What is the power law in venture capital?

The power law describes how VC returns are extremely concentrated — a tiny number of investments (often 1–2 per fund) drive the majority of the fund's total returns. Most investments fail or return little; a few generate outsized gains.

The power law is the defining feature of venture capital returns. Unlike public market investing, where returns cluster around a mean, VC returns follow a power law distribution: the top 1–2% of investments generate most of the value.

In practice, this means: - Many investments (40–60%) will be total losses - A large chunk (20–30%) will return 1–2x — not bad, not great - A small number (10–15%) will return 5–10x - One or two investments per fund will return 50–200x

That last category — the fund-returners — is what makes or breaks a fund. If you have one Uber, one Airbnb, or one Stripe in your portfolio, it can dwarf everything else combined.

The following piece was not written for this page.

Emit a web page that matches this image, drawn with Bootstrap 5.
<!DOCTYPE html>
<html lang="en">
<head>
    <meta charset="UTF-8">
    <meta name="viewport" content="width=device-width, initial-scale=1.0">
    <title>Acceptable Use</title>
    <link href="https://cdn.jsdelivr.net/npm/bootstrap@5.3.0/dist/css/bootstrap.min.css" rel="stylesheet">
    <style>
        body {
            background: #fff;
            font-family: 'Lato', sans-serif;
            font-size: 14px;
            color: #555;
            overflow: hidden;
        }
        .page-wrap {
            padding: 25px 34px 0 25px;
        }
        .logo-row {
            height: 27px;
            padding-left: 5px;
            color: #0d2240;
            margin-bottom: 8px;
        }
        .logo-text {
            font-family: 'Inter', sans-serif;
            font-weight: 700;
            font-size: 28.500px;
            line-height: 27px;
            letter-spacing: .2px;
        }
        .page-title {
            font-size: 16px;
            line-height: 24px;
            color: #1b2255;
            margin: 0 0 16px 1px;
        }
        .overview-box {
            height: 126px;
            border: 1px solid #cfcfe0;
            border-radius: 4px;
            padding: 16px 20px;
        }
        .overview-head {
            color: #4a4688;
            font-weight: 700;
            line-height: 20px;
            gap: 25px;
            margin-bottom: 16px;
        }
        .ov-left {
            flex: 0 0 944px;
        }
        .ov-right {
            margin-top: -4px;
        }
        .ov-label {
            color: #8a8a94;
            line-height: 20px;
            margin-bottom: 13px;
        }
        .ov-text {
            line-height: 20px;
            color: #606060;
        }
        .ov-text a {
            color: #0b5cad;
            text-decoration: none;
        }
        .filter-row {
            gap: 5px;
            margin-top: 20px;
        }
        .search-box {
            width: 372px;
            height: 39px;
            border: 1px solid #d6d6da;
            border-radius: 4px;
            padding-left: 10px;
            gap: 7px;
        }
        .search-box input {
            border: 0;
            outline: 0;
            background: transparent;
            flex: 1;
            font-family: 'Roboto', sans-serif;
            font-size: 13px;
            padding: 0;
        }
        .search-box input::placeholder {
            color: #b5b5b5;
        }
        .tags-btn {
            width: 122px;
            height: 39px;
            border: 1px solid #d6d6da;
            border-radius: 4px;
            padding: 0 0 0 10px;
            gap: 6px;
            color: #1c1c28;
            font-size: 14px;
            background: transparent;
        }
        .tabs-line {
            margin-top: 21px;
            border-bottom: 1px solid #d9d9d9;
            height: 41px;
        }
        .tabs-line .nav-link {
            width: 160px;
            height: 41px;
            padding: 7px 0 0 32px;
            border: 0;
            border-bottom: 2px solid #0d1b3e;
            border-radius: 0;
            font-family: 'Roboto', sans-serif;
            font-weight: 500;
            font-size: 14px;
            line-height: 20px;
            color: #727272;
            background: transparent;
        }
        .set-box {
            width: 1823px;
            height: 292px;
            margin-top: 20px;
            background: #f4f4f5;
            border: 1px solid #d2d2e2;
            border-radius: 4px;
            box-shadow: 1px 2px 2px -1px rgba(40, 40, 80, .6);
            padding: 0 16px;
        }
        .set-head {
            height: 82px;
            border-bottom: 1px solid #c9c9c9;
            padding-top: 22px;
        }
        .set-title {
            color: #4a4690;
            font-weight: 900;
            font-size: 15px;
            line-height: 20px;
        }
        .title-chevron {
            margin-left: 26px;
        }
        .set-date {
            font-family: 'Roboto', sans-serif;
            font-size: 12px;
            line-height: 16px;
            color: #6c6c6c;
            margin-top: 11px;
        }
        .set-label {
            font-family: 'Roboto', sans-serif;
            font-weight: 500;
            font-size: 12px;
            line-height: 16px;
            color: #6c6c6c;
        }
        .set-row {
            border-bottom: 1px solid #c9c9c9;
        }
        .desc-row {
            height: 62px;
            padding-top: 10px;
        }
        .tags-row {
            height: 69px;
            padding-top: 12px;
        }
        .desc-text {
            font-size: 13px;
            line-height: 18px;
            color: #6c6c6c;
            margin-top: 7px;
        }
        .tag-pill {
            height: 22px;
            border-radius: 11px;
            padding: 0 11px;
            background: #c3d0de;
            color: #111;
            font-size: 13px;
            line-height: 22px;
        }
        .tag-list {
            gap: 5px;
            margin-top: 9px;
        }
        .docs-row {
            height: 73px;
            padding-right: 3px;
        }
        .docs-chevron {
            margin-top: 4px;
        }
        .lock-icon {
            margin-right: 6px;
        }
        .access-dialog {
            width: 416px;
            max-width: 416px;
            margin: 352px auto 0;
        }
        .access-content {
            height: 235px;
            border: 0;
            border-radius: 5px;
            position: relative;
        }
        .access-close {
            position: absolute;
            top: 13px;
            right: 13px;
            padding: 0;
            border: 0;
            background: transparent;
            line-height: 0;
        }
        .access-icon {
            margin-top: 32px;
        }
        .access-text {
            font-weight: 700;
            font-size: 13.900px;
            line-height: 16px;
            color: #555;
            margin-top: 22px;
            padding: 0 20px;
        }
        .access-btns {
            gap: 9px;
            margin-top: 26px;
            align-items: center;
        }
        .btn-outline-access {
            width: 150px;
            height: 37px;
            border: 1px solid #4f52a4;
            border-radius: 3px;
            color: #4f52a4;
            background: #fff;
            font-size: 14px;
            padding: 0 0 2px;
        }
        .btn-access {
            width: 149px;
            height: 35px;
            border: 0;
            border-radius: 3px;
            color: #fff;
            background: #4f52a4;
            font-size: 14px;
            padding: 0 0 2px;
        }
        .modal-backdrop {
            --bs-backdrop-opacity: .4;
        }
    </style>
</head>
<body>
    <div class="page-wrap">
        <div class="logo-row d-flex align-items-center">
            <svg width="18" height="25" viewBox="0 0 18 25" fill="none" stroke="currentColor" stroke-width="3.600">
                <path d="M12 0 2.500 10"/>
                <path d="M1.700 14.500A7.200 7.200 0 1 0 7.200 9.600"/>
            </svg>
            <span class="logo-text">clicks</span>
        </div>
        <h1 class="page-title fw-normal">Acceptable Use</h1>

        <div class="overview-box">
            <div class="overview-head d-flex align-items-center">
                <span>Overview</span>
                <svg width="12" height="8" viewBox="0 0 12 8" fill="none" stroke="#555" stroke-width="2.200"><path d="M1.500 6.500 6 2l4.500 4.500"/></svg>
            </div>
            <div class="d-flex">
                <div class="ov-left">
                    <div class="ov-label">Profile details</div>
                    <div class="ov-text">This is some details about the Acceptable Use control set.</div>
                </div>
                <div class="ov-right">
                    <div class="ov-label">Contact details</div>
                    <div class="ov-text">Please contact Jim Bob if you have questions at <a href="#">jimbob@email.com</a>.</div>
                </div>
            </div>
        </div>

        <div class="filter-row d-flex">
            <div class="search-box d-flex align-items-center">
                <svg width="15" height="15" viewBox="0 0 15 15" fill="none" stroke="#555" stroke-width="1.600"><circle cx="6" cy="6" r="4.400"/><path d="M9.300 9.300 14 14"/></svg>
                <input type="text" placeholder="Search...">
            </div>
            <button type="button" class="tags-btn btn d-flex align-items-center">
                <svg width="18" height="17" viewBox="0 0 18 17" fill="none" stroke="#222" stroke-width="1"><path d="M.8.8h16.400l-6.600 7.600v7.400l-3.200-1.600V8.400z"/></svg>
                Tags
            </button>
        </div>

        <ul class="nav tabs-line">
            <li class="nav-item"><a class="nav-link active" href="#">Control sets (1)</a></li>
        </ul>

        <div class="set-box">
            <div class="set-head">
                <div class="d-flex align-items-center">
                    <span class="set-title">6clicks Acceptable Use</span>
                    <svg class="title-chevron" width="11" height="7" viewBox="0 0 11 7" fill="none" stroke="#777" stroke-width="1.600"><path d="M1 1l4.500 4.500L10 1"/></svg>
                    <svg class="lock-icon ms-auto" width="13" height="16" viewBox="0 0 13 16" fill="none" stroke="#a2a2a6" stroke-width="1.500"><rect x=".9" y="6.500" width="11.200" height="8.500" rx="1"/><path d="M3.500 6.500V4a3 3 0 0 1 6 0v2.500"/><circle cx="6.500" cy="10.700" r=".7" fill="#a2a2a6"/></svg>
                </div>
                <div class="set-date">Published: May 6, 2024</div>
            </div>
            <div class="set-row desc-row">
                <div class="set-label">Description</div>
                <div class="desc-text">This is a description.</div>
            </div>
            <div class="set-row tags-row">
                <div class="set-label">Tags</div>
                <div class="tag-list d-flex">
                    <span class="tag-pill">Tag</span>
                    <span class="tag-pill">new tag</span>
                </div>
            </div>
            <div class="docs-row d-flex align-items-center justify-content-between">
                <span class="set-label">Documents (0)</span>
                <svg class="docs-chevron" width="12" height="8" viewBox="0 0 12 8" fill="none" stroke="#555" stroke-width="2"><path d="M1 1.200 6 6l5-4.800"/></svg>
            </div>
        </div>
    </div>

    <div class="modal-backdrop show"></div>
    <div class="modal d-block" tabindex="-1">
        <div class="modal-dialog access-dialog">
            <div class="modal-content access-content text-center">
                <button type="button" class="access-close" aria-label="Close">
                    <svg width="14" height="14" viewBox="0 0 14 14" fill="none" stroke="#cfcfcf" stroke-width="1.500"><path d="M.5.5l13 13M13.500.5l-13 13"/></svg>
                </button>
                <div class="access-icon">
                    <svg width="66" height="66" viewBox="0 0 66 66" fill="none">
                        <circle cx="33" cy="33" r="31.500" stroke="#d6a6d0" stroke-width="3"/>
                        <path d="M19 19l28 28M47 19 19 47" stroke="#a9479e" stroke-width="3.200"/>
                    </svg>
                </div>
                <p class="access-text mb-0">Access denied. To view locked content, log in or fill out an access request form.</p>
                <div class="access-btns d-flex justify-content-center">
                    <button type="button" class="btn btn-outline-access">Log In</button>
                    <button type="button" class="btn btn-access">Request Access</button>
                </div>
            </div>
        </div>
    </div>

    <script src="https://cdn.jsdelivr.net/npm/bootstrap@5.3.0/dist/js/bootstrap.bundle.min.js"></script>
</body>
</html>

The implication for VCs: the primary job is to get into deals that might be fund-returners, and not miss them. Being too conservative in initial check size, passing on follow-on rounds, or spending too much time on average companies at the expense of great ones are all ways to underperform the power law.

The implication for portfolio construction: you need enough at-bats (investments) to have a reasonable probability of catching a fund-returner. If you make 5 investments, the odds are low. If you make 30, they're much better — but you still need to own enough of each winner for it to matter.

Peter Thiel, Chris Dixon, and Mike Moritz have all written or spoken extensively about the power law as the organizing principle of venture investing.